Outside the Rose Bowl, January 1, 2014 |
In 2014 I set my PR in every distance. In the spring I finally broke 2 hours in the half marathon in the Cocoa Classic in Detroit. I did it again a month later in the Kalamazoo Half Marathon. I finally shattered my 26:00 5k PR running 23:55 in Downtown Lansing. I completed a sprint triathlon. By summer I was in the best shape of my adult life. I had, however, developed another hernia nearly identical to the one in 2011. I scheduled surgery to repair this hernia, but first my husband and I took a beautiful vacation to Quebec City and Montreal.
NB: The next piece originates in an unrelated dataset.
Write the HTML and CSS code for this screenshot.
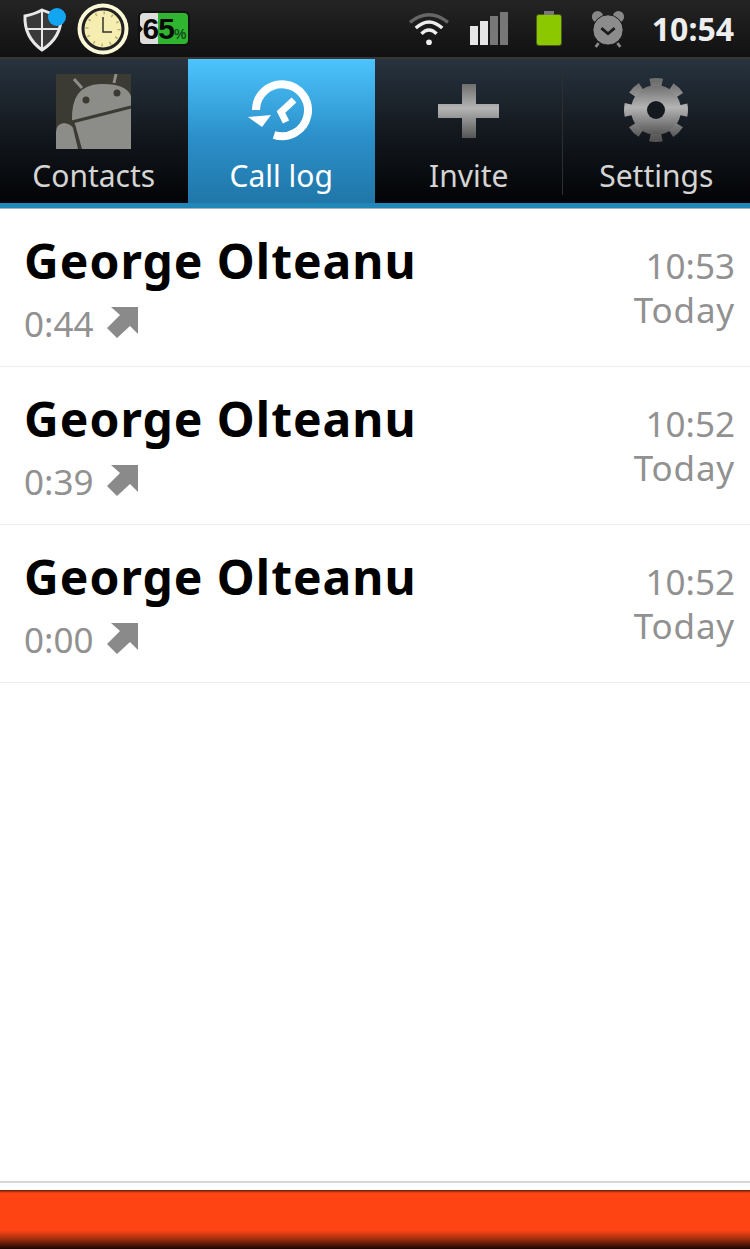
FILE: index.html
```html
<!DOCTYPE html>
<html lang="en">
<head>
    <meta charset="UTF-8">
    <meta name="viewport" content="width=device-width, initial-scale=1.0">
    <title>Call log</title>
    <link rel="stylesheet" href="styles.css">
</head>
<body>

<div class="statusbar">
    <div class="status-group left">
        <svg width="46" height="48" viewBox="0 0 46 48">
            <path d="M4 11 Q14 9 21 5 Q30 9 40 11 Q41 32 21 45 Q3 32 4 11Z" fill="#3a3a3a" stroke="#e8e8e8" stroke-width="3"/>
            <path d="M21 6V44M4 24H39" stroke="#e8e8e8" stroke-width="2"/>
            <circle cx="36" cy="12" r="9" fill="#12a5f2"/>
        </svg>
        <svg width="52" height="52" viewBox="0 0 52 52">
            <circle cx="26" cy="26" r="25.500" fill="#fbf8d8"/>
            <circle cx="26" cy="26" r="20" fill="#f6eeb0" stroke="#222" stroke-width="3"/>
            <circle cx="26" cy="26" r="16" fill="none" stroke="#b5ad80" stroke-width="3" stroke-dasharray="1.500 6.880"/>
            <path d="M26 14V29H35" fill="none" stroke="#333" stroke-width="1.500"/>
        </svg>
        <div class="batt-pct">
            <span class="batt-num">65<small>%</small></span>
        </div>
    </div>
    <div class="status-group right">
        <svg class="wifi" width="44" height="36" viewBox="0 0 46 38">
            <path d="M3 12 Q23 -4 43 12" fill="none" stroke="#666" stroke-width="3.500"/>
            <path d="M9 18 Q23 5 37 18" fill="none" stroke="#eee" stroke-width="3.500"/>
            <path d="M15 24 Q23 16 31 24" fill="none" stroke="#eee" stroke-width="3.500"/>
            <circle cx="23" cy="33" r="3" fill="#eee"/>
        </svg>
        <div class="signal">
            <i class="on h1"></i><i class="on h2"></i><i class="h3"></i><i class="h4"></i>
        </div>
        <div class="battery"><span></span></div>
        <svg width="36" height="40" viewBox="0 0 38 40">
            <circle cx="8" cy="7" r="6" fill="#888"/>
            <circle cx="30" cy="7" r="6" fill="#888"/>
            <path d="M9 35L6 39M29 35L32 39" stroke="#888" stroke-width="3"/>
            <circle cx="19" cy="21" r="16" fill="#8c8c8c" stroke="#111" stroke-width="1"/>
            <path d="M12 19L19 25L26 19" fill="none" stroke="#1c1c1c" stroke-width="3"/>
        </svg>
        <span class="clock-text">10:54</span>
    </div>
</div>

<div class="tabs">
    <div class="tab">
        <svg class="tab-icon" width="76" height="76" viewBox="0 0 76 76">
            <rect width="75" height="75" fill="#3b3a33"/>
            <path d="M18 5L26 14M60 0L58 9" stroke="#8c8c88" stroke-width="3"/>
            <path d="M16 46 Q15 11 44 10 Q70 9 75 22V75H26L19 50Z" fill="#8c8c88"/>
            <path d="M0 75V58Q0 50 8 49Q15 50 17 54L22 75Z" fill="#8c8c88"/>
            <path d="M16 48L75 33" fill="none" stroke="#3b3a33" stroke-width="3"/>
            <circle cx="30" cy="26" r="3.500" fill="#3b3a33"/>
            <circle cx="61" cy="19" r="3.500" fill="#3b3a33"/>
        </svg>
        <span class="tab-label">Contacts</span>
    </div>
    <div class="tab active">
        <svg class="tab-icon" width="76" height="76" viewBox="0 0 76 76">
            <path d="M31 61A26 26 0 1 0 13 36" fill="none" stroke="#fff" stroke-width="8"/>
            <path d="M19 53L5 43L28 41Z" fill="#fff"/>
            <path d="M51 26L38 38L43 48" fill="none" stroke="#fff" stroke-width="7"/>
        </svg>
        <span class="tab-label">Call log</span>
    </div>
    <div class="tab sep">
        <svg class="tab-icon" width="76" height="76" viewBox="0 0 76 76">
            <defs>
                <linearGradient id="metal" x1="0" y1="0" x2="0" y2="1">
                    <stop offset="0" stop-color="#6e6e6e"/>
                    <stop offset="0.45" stop-color="#b4b4b4"/>
                    <stop offset="1" stop-color="#555"/>
                </linearGradient>
            </defs>
            <path d="M31 10H45V30H68V44H45V64H31V44H7V30H31Z" fill="url(#metal)"/>
        </svg>
        <span class="tab-label">Invite</span>
    </div>
    <div class="tab">
        <svg class="tab-icon" width="76" height="76" viewBox="0 0 76 76">
            <circle cx="38" cy="36" r="25" fill="url(#metal)"/>
            <circle cx="38" cy="36" r="28" fill="none" stroke="url(#metal)" stroke-width="8" stroke-dasharray="12 9.990" stroke-dashoffset="6"/>
            <circle cx="38" cy="36" r="9" fill="#14191f"/>
        </svg>
        <span class="tab-label">Settings</span>
    </div>
</div>
<div class="tab-line"></div>

<ul class="calls">
    <li class="call">
        <div class="call-info">
            <div class="call-name">George Olteanu</div>
            <div class="call-meta">0:44
                <svg class="call-arrow" width="32" height="32" viewBox="0 0 32 32"><path d="M4 0H31V27L23 19L10 31L0 21L13 8Z" fill="#8a8a8a"/></svg>
            </div>
        </div>
        <div class="call-when"><div>10:53</div><div class="day">Today</div></div>
    </li>
    <li class="call">
        <div class="call-info">
            <div class="call-name">George Olteanu</div>
            <div class="call-meta">0:39
                <svg class="call-arrow" width="32" height="32" viewBox="0 0 32 32"><path d="M4 0H31V27L23 19L10 31L0 21L13 8Z" fill="#8a8a8a"/></svg>
            </div>
        </div>
        <div class="call-when"><div>10:52</div><div class="day">Today</div></div>
    </li>
    <li class="call">
        <div class="call-info">
            <div class="call-name">George Olteanu</div>
            <div class="call-meta">0:00
                <svg class="call-arrow" width="32" height="32" viewBox="0 0 32 32"><path d="M4 0H31V27L23 19L10 31L0 21L13 8Z" fill="#8a8a8a"/></svg>
            </div>
        </div>
        <div class="call-when"><div>10:52</div><div class="day">Today</div></div>
    </li>
</ul>

<div class="footer">
    <div class="footer-line"></div>
    <div class="footer-bar"></div>
</div>

</body>
</html>
```

FILE: styles.css
```css
html, body {
    height: 100%;
}
body {
    font-family: "Noto Sans", "Open Sans", sans-serif;
    background-color: #fff;
    margin: 0;
    display: flex;
    flex-direction: column;
    overflow: hidden;
}
.statusbar {
    height: 59px;
    flex: none;
    display: flex;
    justify-content: space-between;
    align-items: center;
    background: linear-gradient(#242424, #111);
    border-bottom: 2px solid #3a3532;
    box-sizing: border-box;
}
.status-group {
    display: flex;
    align-items: center;
}
.status-group.left {
    padding-left: 21px;
    gap: 10px;
}
.status-group.right {
    padding-right: 16px;
    gap: 28px;
}
.wifi {
    margin-right: -9px;
}
.batt-pct {
    width: 52px;
    height: 35px;
    margin-left: -1px;
    box-sizing: border-box;
    border: 2px solid #111;
    border-radius: 6px;
    background: linear-gradient(90deg, #ddd 0, #ddd 38%, #2fb52f 38%, #2fb52f 100%);
    display: flex;
    align-items: center;
    justify-content: center;
    position: relative;
}
.batt-pct::before {
    content: "";
    position: absolute;
    left: -2px;
    top: 10px;
    border-left: 5px solid #111;
    border-top: 6px solid transparent;
    border-bottom: 6px solid transparent;
}
.batt-num {
    font-family: "Liberation Sans", sans-serif;
    font-size: 30px;
    font-weight: bold;
    color: #0b0b0b;
    line-height: 1;
    letter-spacing: -1px;
}
.batt-num small {
    font-size: 14px;
    color: #14501a;
}
.signal {
    display: flex;
    align-items: flex-end;
    gap: 2px;
    height: 33px;
}
.signal i {
    width: 8px;
    display: block;
    background: #777;
}
.signal i.on {
    background: #e6e6e6;
}
.signal .h1 { height: 19px; }
.signal .h2 { height: 24px; }
.signal .h3 { height: 29px; }
.signal .h4 { height: 33px; }
.battery {
    width: 26px;
    height: 35px;
    box-sizing: border-box;
    padding-top: 3px;
    display: flex;
    position: relative;
}
.battery span {
    flex: 1;
    background: #8cc800;
    border: 1px solid #4a5a22;
    border-radius: 3px;
}
.battery::before {
    content: "";
    position: absolute;
    top: 0;
    left: 8px;
    width: 10px;
    height: 4px;
    background: #777;
}
.clock-text {
    font-size: 32px;
    font-weight: bold;
    color: #eee;
    line-height: 1;
    margin-left: -2px;
}
.tabs {
    height: 144px;
    flex: none;
    display: flex;
    background: linear-gradient(#27333f, #14191f 50%, #020305);
}
.tab {
    flex: 1;
    display: flex;
    flex-direction: column;
    align-items: center;
    padding-top: 15px;
    box-sizing: border-box;
    color: #d4d4d4;
}
.tab.active {
    background: linear-gradient(#4cc4fd, #2b8fc8 55%, #2076a8);
    color: #fff;
}
.tab.sep {
    position: relative;
}
.tab.sep::after {
    content: "";
    position: absolute;
    right: 0;
    top: 9px;
    bottom: 8px;
    width: 1px;
    background: #2a2f34;
}
.tab-icon {
    flex: none;
}
.tab-label {
    font-size: 30px;
    line-height: 36px;
    margin-top: 8px;
}
.tab-line {
    height: 6px;
    flex: none;
    background: #1f88b8;
    border-bottom: 1px solid #a8b4ba;
    box-sizing: border-box;
}
.calls {
    list-style: none;
    margin: 0;
    padding: 0;
    flex: 1;
}
.call {
    height: 158px;
    box-sizing: border-box;
    display: flex;
    justify-content: space-between;
    padding: 21px 15px 0 24px;
    border-bottom: 1px solid #ececec;
}
.call-name {
    font-size: 48px;
    font-weight: bold;
    line-height: 62px;
    letter-spacing: 1px;
    color: #000;
}
.call-meta {
    display: flex;
    align-items: center;
    gap: 14px;
    font-size: 35px;
    line-height: 48px;
    color: #919191;
    margin-top: 8px;
}
.call-arrow {
    margin-top: -3px;
}
.call-when {
    font-size: 35px;
    line-height: 45px;
    color: #919191;
    text-align: right;
    padding-top: 13px;
}
.day {
    margin-top: -1px;
    letter-spacing: 0.800px;
}
.footer {
    flex: none;
}
.footer-line {
    height: 2px;
    background: #d6d6d6;
    margin-bottom: 7px;
}
.footer-bar {
    height: 59px;
    background: linear-gradient(#5e1c08 0, #ff4414 3px, #ff4414 68%, #a83010 82%, #1a0500 100%);
}
```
I think it was the miles that saved me in 2013-14: the miles I ran and the miles we traveled.
Finally breaking the 2 hour half marathon mark, April 2014 |
Post-Kalamazoo Half Marathon, May 2014 |
Obliterating my 5k PR, May 2014 |
Trying a tri |
Wedges and cobblestones DO mix. Quebec City, July 2014 |
We came home and it was time to get down to the business of surgery. My hernia surgery seemed to go as well as the one previous one. I went home without complication, but after a few days I was vomiting and unable to keep anything down. We went to the ER, and I was admitted to the hospital. The on-call surgeon indicated that I didn't have an obstruction and just needed to "walk it off" so we went home where I proceeded to throw up violently all weekend.
On Monday morning I called my surgeon's office, and he was appalled. He directly admitted me to the hospital. They tried to do a small bowel follow through exam, but I vomited the contrast. I was sent in for surgery again a week later, and my surgeon found a significant amount of scar tissue that had created the obstruction.
I woke up with the dreaded NG tube. A PICC (peripherally inserted central catheter) line was inserted for nutrition, and I began the arduous process of healing. We later discovered a blood clot around my PICC line which would result in 6 months of blood thinners. I also lost about 30 pounds in my weeks in the hospital, and the best shape of my life had taken a quick turn.
In the fall of 2014 I got back into running more quickly than I'd imagined I would. I reset my 10k PR around Halloween. Work was going well, and I was preparing to leave the lobbying world that I'd loved to transition into running my organization's foundation.
But in November we got the call again: a birth mother had chosen us again.